DIRECTIONS -
Each line below should be retyped exactly, with no pictures.

RECORDED DATA -
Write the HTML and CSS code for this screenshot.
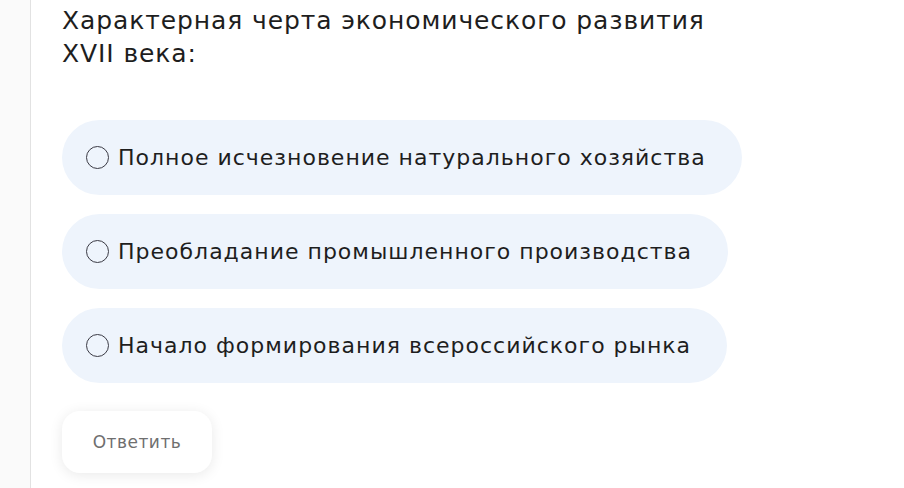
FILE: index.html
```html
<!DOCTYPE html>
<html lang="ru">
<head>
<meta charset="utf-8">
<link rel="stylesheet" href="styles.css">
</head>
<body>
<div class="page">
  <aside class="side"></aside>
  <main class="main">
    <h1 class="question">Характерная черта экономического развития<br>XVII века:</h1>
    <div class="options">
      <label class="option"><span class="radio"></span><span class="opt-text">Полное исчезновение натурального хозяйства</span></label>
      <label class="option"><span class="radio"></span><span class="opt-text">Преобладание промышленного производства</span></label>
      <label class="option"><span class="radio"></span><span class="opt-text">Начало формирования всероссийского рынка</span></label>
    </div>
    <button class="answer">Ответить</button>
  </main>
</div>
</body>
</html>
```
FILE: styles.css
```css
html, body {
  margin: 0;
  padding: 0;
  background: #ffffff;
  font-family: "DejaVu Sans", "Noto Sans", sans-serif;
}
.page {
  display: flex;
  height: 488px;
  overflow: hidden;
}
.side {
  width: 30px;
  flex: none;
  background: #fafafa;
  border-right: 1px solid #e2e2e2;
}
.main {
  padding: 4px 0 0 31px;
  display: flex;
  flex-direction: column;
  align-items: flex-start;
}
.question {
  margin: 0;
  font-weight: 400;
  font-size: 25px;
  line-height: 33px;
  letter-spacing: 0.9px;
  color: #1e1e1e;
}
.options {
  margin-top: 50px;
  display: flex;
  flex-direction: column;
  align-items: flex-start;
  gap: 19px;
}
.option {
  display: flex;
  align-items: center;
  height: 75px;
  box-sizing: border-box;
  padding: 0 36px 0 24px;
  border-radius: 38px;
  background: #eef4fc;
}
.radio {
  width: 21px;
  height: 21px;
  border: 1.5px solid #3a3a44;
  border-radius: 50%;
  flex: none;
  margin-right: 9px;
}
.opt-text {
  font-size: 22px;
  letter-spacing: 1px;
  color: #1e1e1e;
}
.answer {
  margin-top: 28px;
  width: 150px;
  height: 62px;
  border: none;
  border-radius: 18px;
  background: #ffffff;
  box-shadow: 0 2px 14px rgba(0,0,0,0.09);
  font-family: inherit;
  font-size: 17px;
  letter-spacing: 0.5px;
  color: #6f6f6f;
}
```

RESULT OF THIS TASK -
Write the HTML and CSS code for this screenshot.
FILE: index.html
```html
<!DOCTYPE html>
<html lang="ru">
<head>
<meta charset="utf-8">
<link rel="stylesheet" href="styles.css">
</head>
<body>
<div class="page">
  <aside class="side"></aside>
  <main class="main">
    <h1 class="question">Характерная черта экономического развития<br>XVII века:</h1>
    <div class="options">
      <label class="option"><span class="radio"></span><span class="opt-text">Полное исчезновение натурального хозяйства</span></label>
      <label class="option"><span class="radio"></span><span class="opt-text">Преобладание промышленного производства</span></label>
      <label class="option"><span class="radio"></span><span class="opt-text">Начало формирования всероссийского рынка</span></label>
    </div>
    <button class="answer">Ответить</button>
  </main>
</div>
</body>
</html>
```
FILE: styles.css
```css
html, body {
  margin: 0;
  padding: 0;
  background: #ffffff;
  font-family: "DejaVu Sans", "Noto Sans", sans-serif;
}
.page {
  display: flex;
  height: 488px;
  overflow: hidden;
}
.side {
  width: 30px;
  flex: none;
  background: #fafafa;
  border-right: 1px solid #e2e2e2;
}
.main {
  padding: 4px 0 0 31px;
  display: flex;
  flex-direction: column;
  align-items: flex-start;
}
.question {
  margin: 0;
  font-weight: 400;
  font-size: 25px;
  line-height: 33px;
  letter-spacing: 0.9px;
  color: #1e1e1e;
}
.options {
  margin-top: 50px;
  display: flex;
  flex-direction: column;
  align-items: flex-start;
  gap: 19px;
}
.option {
  display: flex;
  align-items: center;
  height: 75px;
  box-sizing: border-box;
  padding: 0 36px 0 24px;
  border-radius: 38px;
  background: #eef4fc;
}
.radio {
  width: 21px;
  height: 21px;
  border: 1.5px solid #3a3a44;
  border-radius: 50%;
  flex: none;
  margin-right: 9px;
}
.opt-text {
  font-size: 22px;
  letter-spacing: 1px;
  color: #1e1e1e;
}
.answer {
  margin-top: 28px;
  width: 150px;
  height: 62px;
  border: none;
  border-radius: 18px;
  background: #ffffff;
  box-shadow: 0 2px 14px rgba(0,0,0,0.09);
  font-family: inherit;
  font-size: 17px;
  letter-spacing: 0.5px;
  color: #6f6f6f;
}
```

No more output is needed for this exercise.